-- Your objective --
Pull out every line below that contains the word "React".

-- Start of Data block --

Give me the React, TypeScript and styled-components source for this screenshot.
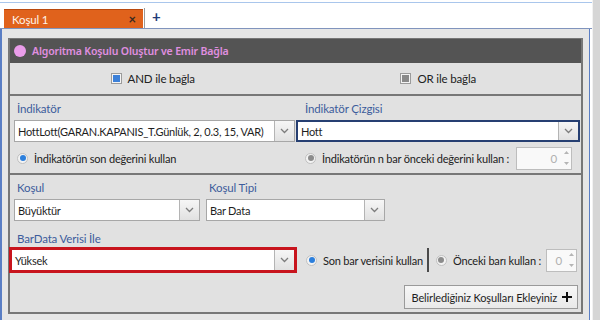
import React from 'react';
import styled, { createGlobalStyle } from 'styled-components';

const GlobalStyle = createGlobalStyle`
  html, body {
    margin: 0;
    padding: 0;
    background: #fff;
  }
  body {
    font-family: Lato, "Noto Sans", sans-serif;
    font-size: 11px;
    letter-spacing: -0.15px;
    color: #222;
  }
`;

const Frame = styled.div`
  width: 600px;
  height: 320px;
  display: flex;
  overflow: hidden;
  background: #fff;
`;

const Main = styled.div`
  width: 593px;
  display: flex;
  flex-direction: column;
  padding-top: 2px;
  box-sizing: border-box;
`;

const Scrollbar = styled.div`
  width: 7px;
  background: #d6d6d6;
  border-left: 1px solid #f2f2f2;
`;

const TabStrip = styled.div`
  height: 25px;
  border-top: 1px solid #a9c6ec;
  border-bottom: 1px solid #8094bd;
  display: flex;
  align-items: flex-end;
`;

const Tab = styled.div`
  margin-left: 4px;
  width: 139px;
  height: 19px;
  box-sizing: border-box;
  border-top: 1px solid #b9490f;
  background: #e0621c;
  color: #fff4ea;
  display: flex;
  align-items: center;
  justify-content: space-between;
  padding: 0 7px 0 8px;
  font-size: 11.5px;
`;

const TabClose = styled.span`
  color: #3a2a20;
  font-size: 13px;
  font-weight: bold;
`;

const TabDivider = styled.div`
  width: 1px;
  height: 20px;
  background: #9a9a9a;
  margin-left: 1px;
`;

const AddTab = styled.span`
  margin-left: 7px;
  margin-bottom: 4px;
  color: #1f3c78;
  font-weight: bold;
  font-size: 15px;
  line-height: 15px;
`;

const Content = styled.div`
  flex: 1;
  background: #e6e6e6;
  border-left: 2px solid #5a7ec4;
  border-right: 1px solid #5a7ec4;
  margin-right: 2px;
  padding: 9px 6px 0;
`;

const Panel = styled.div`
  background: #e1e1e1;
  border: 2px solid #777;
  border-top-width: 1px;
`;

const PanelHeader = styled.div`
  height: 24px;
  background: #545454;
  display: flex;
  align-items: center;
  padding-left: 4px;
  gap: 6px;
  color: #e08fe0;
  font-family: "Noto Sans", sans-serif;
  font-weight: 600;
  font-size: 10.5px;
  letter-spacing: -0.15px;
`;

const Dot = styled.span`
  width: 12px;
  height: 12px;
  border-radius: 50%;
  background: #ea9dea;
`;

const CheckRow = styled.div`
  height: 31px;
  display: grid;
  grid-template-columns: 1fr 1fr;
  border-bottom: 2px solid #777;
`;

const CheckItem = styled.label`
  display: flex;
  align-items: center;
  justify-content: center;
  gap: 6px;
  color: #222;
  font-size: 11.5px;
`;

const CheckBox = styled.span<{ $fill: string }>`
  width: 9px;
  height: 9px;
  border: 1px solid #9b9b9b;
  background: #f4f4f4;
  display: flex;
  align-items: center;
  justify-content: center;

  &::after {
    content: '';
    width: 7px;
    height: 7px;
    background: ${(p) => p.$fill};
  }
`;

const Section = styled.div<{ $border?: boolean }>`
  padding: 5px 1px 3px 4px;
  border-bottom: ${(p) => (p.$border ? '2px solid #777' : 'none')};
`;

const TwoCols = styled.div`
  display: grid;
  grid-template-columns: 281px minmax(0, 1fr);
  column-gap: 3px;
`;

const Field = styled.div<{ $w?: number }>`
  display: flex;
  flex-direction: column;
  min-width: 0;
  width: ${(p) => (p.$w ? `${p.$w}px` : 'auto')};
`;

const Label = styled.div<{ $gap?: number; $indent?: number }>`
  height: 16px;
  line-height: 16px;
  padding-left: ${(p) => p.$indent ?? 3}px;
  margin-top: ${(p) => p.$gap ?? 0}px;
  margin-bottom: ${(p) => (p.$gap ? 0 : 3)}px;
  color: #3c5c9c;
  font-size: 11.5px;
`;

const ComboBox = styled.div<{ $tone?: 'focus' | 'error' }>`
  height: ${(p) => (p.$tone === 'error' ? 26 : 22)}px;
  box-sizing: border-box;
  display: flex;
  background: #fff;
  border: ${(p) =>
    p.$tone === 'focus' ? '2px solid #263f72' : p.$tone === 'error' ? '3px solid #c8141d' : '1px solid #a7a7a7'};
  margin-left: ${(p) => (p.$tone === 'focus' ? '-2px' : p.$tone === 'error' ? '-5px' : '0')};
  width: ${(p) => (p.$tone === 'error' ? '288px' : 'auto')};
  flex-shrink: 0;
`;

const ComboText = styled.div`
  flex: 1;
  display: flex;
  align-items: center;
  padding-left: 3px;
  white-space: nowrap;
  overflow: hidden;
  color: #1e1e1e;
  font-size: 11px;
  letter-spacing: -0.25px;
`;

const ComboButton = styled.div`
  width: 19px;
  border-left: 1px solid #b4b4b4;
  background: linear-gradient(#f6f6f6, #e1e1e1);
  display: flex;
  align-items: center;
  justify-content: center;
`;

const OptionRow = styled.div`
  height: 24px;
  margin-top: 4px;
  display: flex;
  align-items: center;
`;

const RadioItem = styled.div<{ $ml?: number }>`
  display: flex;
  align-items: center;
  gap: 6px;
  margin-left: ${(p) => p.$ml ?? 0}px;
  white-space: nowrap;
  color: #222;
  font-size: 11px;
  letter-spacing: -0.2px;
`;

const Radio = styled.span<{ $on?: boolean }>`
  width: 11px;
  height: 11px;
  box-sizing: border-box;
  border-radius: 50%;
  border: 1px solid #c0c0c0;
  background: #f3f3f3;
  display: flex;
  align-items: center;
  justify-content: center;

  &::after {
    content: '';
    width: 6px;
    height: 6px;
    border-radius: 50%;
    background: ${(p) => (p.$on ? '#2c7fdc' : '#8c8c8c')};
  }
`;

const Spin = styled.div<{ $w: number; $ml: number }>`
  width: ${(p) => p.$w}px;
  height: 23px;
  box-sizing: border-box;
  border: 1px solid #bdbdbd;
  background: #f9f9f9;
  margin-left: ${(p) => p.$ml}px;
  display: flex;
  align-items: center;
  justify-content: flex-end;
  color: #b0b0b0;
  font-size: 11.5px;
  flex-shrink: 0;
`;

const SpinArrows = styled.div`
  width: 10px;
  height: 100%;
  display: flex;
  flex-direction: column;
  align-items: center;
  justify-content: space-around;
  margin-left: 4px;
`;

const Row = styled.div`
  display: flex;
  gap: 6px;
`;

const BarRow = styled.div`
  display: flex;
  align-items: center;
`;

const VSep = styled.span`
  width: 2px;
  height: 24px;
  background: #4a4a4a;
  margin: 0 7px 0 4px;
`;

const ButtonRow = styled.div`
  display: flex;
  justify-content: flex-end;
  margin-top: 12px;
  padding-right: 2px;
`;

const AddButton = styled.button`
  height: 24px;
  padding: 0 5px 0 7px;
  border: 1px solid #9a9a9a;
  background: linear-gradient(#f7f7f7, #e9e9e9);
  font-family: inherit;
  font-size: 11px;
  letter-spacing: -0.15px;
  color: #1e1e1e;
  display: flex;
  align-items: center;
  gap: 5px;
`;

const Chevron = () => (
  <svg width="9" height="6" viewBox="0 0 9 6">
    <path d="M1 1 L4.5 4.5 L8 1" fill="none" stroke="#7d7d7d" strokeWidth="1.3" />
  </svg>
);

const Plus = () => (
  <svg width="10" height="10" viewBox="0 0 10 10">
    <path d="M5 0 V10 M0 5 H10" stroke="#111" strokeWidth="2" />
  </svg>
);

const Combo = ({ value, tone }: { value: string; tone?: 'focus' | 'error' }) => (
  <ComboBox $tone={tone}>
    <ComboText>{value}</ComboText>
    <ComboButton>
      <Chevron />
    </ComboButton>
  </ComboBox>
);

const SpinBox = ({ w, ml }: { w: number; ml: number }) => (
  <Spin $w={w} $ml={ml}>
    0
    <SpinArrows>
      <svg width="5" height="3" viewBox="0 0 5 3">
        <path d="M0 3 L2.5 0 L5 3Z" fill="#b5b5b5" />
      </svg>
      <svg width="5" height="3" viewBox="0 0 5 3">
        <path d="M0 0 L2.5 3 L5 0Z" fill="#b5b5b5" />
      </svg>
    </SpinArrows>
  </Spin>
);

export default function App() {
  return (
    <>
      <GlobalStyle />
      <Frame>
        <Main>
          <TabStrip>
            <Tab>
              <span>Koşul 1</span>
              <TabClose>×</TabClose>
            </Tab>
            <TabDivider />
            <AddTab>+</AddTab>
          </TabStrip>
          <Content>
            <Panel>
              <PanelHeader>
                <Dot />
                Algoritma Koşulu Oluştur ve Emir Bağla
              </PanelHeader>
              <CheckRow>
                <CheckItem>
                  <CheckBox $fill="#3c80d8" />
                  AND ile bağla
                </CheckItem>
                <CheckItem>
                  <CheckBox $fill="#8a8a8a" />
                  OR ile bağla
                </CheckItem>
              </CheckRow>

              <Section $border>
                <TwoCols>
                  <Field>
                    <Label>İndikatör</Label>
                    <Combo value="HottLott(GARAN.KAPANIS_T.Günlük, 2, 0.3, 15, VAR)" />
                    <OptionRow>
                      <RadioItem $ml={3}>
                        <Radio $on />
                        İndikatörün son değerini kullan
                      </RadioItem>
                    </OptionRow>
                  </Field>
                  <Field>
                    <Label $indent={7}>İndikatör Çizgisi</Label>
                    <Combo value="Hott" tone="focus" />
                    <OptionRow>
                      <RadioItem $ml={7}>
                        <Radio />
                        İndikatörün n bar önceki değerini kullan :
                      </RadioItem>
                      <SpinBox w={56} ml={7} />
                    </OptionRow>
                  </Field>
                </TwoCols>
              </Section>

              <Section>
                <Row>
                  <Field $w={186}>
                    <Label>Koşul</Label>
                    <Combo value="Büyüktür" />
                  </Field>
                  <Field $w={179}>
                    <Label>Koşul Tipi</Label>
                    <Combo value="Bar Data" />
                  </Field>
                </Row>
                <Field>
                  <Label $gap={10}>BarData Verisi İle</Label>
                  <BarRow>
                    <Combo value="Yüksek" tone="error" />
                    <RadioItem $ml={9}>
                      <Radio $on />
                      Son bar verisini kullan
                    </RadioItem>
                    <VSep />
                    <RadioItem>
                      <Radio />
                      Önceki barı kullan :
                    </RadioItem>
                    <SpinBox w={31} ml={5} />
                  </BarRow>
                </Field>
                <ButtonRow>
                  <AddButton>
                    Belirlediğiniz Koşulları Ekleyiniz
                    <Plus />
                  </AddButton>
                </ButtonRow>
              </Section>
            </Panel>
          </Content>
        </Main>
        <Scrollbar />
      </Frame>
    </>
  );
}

-- End of Data block --

-- Correct result --
Give me the React, TypeScript and styled-components source for this screenshot.
import React from 'react';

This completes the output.